La orilla de la playa está repleta de algas. Las olas, oscuras y embravecidas, rompen sin descanso para vomitar una nueva remesa de ellas, amontonándolas a escasos metros de las toallas.
En este lugar, el poniente es fresco y alegre, convirtiendo la playa en todo lo contrario de lo que la mayoría busca. Cuando acontece, el sol apenas se nota y el aire es un invitado molesto. Las sombrillas se doblan del revés o huyen arrastrándose por la arena, hasta ser detenidas por el muro del paseo marítimo. No está la gente para ir detrás de una sombrilla. Ya no tenemos esa forma física.

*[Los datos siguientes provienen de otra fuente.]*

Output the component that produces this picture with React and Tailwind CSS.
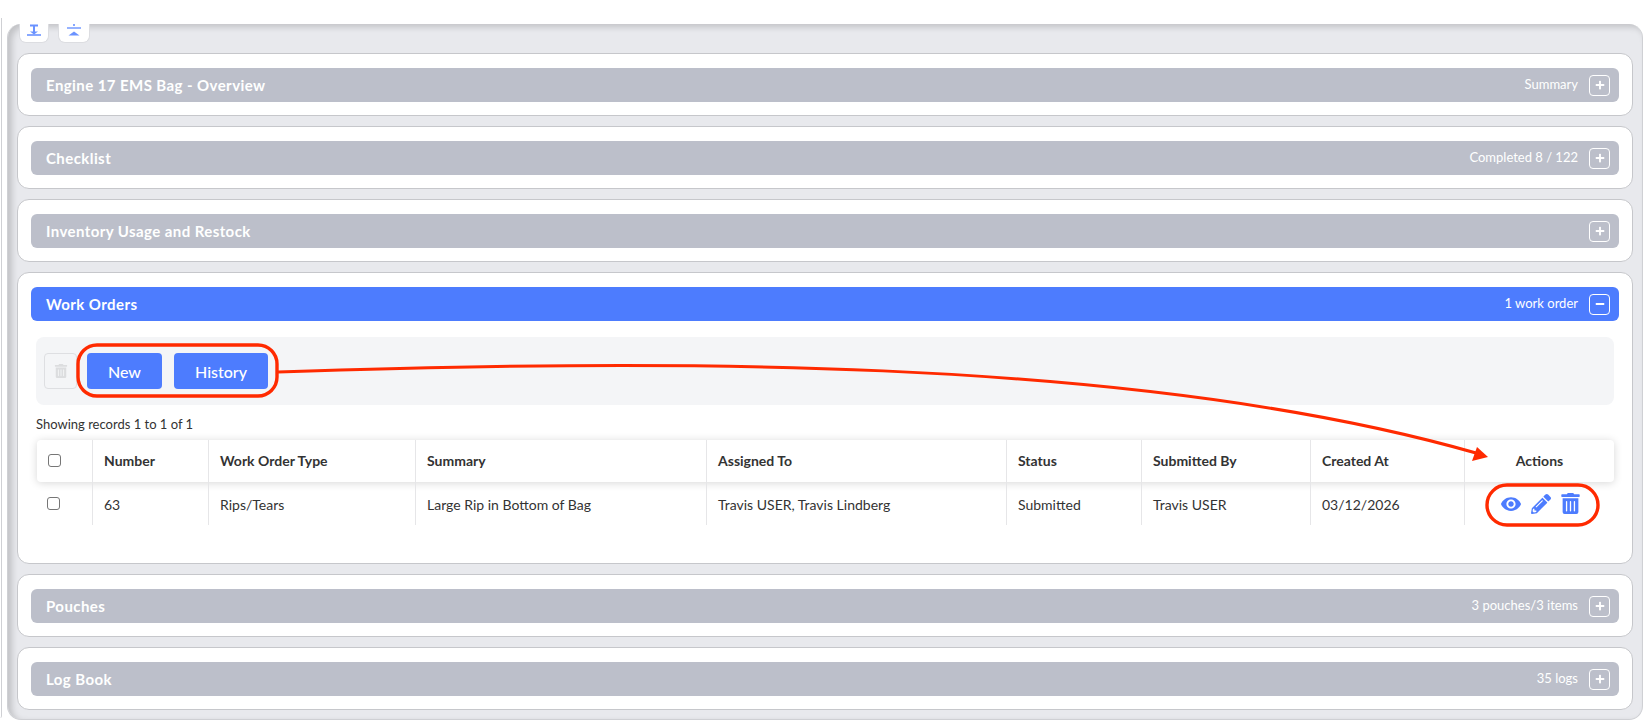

La nueva normalidad ayuda. La playa está casi desierta, algo impensable justo un año antes, por mucho aire que corra. Todo ello propicia la soledad. Las familias, los amigos y los niños optan por quedarse en casa. Este poniente es para los solitarios. Y la playa, de esa manera, no es sino para descansar.
Lo saben bien nuestros mayores que, a diario, bajan a las nueve de la mañana a bañarse con un sol que asoma de estreno. Conviven durante unos instantes con las cañas de los pescadores que ya van de vuelta. De fondo, las máquinas adecentan la arena sin molestar. Como el corredor que termina sus kilómetros y desaparece por segundos bajo el agua, liberando el calor acumulado. La estampa corresponde a cualquier mañana.
Pero esta es una tarde de poniente. Y a la vez, de nueva normalidad. La suma algebraica de estas dos variables me ha colocado sobre una silla baja, muy cerca de una arena que no quema, respirando un mar que me trae recuerdos de niño, cuando las playas de aquí no las quería nadie porque eran de chinarros y bajábamos hasta en vaqueros para jugar y llegar a casa perdidos de alquitrán (hasta los ojos, decía madre) por culpa de un poniente que ya sólo nos deja algas y distancia. Ni lo uno ni lo otro lo queríamos y, ahora, es lo que tenemos. Menos es nada.